#stopinvasione arriva a Roma: una notte di rabbia contro il centro per stranieri
Pietre, petardi, vetrate divelte. Brandelli di mobilie che si librano nel cielo fra i botti delle esplosioni udibili a distanza di centinaia di metri. Una normale notte di guerriglia che ci consegna uno dei punti di non ritorno della città di Roma. Sempre più intollerante nei confronti degli stranieri. Questa volta ad essere preso di mira è il centro di accoglienza di via Giorgio Morandi a Tor Sapienza. Una zona periferica, a ridosso del Grande Raccordo Anulare, famosa soprattutto per i roghi tossici, provenienti dalle vicinanze di un campo rom, che da qualche anno ne colorano il cielo. Di giorno e di notte.
A scendere in piazza sono stati gli abitanti del quartiere, esasperati dal clima di insicurezza imperante. Sugli androni delle scale dei palazzi un volantino rimanda a un’assemblea che si terrà oggi pomeriggio. Poche righe che raccontano meglio di ogni altra cosa il clima che si respira da queste parti. “A causa di tutte le aggressioni accadute questa settimana (anziano derubato, aggressione ad una ragazza del parco) e non avendo la collaborazione delle forze dell’ordine in un momento così critico per il quartiere ci sarà una riunione per discutere dei vari fatti elencati e prendere provvedimenti”.
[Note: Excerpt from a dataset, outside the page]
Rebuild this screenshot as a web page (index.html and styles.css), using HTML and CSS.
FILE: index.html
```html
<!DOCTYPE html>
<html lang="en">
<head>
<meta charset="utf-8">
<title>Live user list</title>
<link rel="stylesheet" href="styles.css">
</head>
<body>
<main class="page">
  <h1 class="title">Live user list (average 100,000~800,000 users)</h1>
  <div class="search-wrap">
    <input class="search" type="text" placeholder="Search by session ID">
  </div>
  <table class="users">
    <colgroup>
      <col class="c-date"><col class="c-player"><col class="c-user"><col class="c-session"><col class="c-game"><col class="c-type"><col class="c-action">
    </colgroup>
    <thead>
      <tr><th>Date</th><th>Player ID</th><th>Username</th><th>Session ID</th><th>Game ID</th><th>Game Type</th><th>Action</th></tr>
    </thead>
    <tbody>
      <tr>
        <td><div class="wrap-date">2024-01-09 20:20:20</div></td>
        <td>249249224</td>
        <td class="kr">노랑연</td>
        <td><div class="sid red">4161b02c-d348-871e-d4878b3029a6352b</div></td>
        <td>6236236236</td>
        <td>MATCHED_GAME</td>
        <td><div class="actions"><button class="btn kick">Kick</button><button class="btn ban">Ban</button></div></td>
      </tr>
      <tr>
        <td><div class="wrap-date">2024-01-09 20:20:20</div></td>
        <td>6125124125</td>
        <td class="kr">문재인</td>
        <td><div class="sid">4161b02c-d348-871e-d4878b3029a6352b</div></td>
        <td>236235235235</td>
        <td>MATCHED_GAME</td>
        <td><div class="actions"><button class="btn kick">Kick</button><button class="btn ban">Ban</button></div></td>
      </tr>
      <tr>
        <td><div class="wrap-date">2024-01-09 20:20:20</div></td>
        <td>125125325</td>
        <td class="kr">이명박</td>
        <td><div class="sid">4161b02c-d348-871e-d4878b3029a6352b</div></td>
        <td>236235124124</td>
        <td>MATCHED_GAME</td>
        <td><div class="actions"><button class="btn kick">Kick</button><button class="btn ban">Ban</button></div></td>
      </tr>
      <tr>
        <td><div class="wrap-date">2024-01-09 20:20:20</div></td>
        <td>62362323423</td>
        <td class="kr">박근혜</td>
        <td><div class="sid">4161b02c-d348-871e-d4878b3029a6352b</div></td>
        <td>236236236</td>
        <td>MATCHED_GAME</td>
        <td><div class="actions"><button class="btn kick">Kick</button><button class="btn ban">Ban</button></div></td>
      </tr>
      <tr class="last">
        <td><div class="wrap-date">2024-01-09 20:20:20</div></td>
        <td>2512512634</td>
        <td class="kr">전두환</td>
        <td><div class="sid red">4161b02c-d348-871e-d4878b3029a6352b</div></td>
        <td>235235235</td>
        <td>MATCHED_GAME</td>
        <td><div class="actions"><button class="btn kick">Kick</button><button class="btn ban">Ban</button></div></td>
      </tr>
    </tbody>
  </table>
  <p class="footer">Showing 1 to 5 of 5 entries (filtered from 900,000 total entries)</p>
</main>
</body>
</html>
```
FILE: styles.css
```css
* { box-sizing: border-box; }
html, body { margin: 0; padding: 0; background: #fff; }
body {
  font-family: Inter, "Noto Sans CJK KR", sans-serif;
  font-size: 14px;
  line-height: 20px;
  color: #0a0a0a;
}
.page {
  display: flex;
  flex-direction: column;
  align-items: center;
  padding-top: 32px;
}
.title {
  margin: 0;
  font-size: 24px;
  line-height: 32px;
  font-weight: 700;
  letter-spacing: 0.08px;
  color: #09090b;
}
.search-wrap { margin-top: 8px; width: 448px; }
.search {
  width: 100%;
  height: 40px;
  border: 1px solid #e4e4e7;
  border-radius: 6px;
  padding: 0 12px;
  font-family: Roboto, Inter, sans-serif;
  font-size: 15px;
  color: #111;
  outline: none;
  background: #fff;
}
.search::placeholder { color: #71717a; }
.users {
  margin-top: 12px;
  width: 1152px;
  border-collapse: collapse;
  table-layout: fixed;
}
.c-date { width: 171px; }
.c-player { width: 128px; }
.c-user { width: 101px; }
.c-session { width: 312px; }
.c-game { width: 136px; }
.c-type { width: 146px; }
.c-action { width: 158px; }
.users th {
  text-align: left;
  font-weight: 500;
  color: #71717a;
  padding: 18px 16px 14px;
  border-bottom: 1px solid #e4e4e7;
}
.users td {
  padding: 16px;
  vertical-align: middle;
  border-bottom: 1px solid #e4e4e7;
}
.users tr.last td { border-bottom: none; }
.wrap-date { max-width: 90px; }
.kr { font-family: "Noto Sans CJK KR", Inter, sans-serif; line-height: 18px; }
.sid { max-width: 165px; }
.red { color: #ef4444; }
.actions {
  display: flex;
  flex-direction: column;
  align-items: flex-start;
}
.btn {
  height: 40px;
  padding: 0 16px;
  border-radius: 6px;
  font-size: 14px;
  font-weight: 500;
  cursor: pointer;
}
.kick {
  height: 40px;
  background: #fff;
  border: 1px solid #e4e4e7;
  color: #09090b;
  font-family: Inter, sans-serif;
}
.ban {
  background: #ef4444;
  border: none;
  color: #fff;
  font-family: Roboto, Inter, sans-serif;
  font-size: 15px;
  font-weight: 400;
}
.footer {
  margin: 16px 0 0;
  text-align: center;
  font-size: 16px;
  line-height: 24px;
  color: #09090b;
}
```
Cosa sia successo non è difficile da capire. Qualcuno non ha avuto la pazienza di attendere e, non appena è calato il buio, è partita la rappresaglia. Fra cittadini infuriati e migranti asserragliati all’interno del centro in tenuta difensiva. Su Twitter, uno degli hashtag della notte di follia xenofoba è il celebre #stopinvasione. Ed è proprio l’adozione di uno degli slogan della Lega di Salvini a fornire un segnale più che tangibile che qualcosa sia cambiato a Roma. Il fallimento delle politiche di integrazione dei rifugiati basate su criteri meramente immobiliari è sotto gli occhi di tutti. “Appaltare” gli stranieri a cooperative, che si occupano della loro ospitalità acquisendo spazi solamente in funzione della loro convenienza economica, si è rivelata infatti un’arma a doppio taglio. Perchè ha accumulato migliaia di poveri nelle zone più degradate della città, facendoli apparire molto più di quanti realmente sono (circa 7500 quelli che vivono nei centri di accoglienza secondo le stime del Campidoglio).
Eppure tanti erano i segnali che avrebbero dovuto far riflettere su un immenente cambio di rotta. Lo scorso settembre, a poche ore dall’omicidio del 28enne pakistano Khan Muhamad Shanzad, nella multietnica Torpignattara erano comparsi manifesti di solidarietà verso il suo assassino, l’italianissimo Daniel. E sempre negli stessi giorni a Corcolle, periferia ancora più estrema ad est della capitale, un assalto mai chiarito di alcuni migranti a un bus dell’Atac in concomitanza con l’apertura di un centro di accoglienza per rifugiati, aveva scatenato per tutto il quartiere la caccia al “negro”.
Lo straniamento dei residenti che vedono minacciato il loro diritto di cittadinanza per la presenza degli stranieri prevale soprattutto nella cintura esterna al centro storico e c’è anche chi il prossimo 15 novembre è pronto a scendere in piazza dell’Esquilino (la Chinatown romana) al grido di “Rivogliamo la nostra città”. In questa assenza dello stato trova comodamente posto il populismo nichilista dell’estrema destra di CasaPound, Forza Nuova e addirittura della Lega, una new entry a queste latitudini. Questo perchè anche quando i cittadini cercano in maniera collaborativa il supporto delle istituzioni, spesso trovano un muro. Al Pigneto, lo spaccio estremo controllato dalla criminalità organizzata ha portato il quartiere in piazza in più di un’occasione negli ultimi tempi. Ma l’unica risposta, dopo il surreale servizio S.M.S (Squadre Mai Spaccio), caldeggiato lo scorso maggio dal ministro Alfano e dal sindaco Ignazio Marino, sono state le solite telecamere. Quelle di un film già visto.